Mirador del Río is a viewpoint on an approximately  escarpment called Batería del Río in the north of the Canarian island of Lanzarote.

The location was created in between 1971 and 1973 by the local artist César Manrique in his typical style, consisting of a balustraded cafe, a souvenir shop and a platform on its top which are integrated in the lava rock. The technical realization of the work was carried out by Eduardo Cáceres and Jesús Soto and it was in 1973 when El Mirador del Río was inaugurated. Its surroundings have been declared a protected natural area. The building has the peculiarity that is barely visible from the outside thanks to a subtle and ingenious camouflage manoeuvre of hiding its structure under a heavy stone skin that blends in with the environment.
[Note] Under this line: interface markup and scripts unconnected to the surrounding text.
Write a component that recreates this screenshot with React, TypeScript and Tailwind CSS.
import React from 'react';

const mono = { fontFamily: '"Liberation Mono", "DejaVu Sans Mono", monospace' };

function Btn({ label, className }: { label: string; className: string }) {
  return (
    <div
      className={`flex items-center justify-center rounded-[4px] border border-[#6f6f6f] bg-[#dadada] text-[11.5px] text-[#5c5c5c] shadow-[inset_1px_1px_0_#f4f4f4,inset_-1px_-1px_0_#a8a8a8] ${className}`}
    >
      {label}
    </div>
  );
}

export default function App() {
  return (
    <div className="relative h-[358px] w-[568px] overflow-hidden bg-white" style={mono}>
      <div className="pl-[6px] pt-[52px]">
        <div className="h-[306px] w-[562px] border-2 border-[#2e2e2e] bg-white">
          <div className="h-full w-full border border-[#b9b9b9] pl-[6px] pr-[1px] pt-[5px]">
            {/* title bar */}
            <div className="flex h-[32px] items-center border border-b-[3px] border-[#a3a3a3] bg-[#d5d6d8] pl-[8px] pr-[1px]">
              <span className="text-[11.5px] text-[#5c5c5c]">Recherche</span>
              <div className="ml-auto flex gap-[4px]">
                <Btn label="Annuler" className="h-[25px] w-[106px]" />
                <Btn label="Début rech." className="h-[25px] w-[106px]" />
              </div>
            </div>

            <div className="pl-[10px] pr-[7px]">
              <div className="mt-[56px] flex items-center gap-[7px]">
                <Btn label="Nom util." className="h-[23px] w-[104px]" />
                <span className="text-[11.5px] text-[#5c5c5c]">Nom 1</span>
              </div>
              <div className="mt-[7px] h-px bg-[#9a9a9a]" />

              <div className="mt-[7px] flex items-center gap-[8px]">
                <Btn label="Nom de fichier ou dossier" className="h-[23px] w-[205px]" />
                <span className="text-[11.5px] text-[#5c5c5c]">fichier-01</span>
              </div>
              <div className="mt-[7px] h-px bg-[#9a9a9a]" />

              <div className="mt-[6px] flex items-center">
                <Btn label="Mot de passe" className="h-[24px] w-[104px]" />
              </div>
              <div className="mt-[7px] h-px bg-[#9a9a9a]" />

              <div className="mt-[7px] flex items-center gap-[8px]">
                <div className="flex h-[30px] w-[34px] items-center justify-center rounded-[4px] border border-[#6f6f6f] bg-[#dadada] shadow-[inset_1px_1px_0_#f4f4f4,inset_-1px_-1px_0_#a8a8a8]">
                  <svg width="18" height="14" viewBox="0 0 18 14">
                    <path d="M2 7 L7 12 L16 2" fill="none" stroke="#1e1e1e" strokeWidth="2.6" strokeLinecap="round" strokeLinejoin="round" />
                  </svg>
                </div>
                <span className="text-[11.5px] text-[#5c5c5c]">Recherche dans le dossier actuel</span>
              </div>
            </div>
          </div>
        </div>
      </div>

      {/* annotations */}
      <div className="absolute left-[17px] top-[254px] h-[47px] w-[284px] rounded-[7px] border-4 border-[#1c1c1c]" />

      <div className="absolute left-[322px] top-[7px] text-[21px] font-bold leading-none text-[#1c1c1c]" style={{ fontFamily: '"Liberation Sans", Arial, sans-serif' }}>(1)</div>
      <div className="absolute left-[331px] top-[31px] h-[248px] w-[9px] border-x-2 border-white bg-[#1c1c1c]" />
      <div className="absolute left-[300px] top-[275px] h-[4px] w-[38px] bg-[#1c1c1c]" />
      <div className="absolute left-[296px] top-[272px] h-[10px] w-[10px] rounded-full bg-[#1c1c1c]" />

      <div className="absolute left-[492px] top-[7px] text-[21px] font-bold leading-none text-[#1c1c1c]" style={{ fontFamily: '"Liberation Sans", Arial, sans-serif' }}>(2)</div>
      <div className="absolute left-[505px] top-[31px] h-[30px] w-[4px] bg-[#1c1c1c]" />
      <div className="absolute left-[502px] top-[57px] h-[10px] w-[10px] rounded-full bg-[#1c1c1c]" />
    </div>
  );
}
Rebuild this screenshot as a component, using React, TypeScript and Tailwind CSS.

After accessing inside the building through a winding corridor, there are two spacious vaulted rooms with two large glass windows—the eyes of the Mirador—that allow contemplating an extraordinary panoramic view over the Strait of El Río (naming the viewpoint) towards the archaic island of La Graciosa. Also, on clear days, beyond the view of La Graciosa, the small islands of Montaña Clara and Roque del Oeste can be seen, with the furthest of them all being Alegranza. All of these are part of the Chinijo Archipelago.

From here guards watched for secretly landing ships in former times.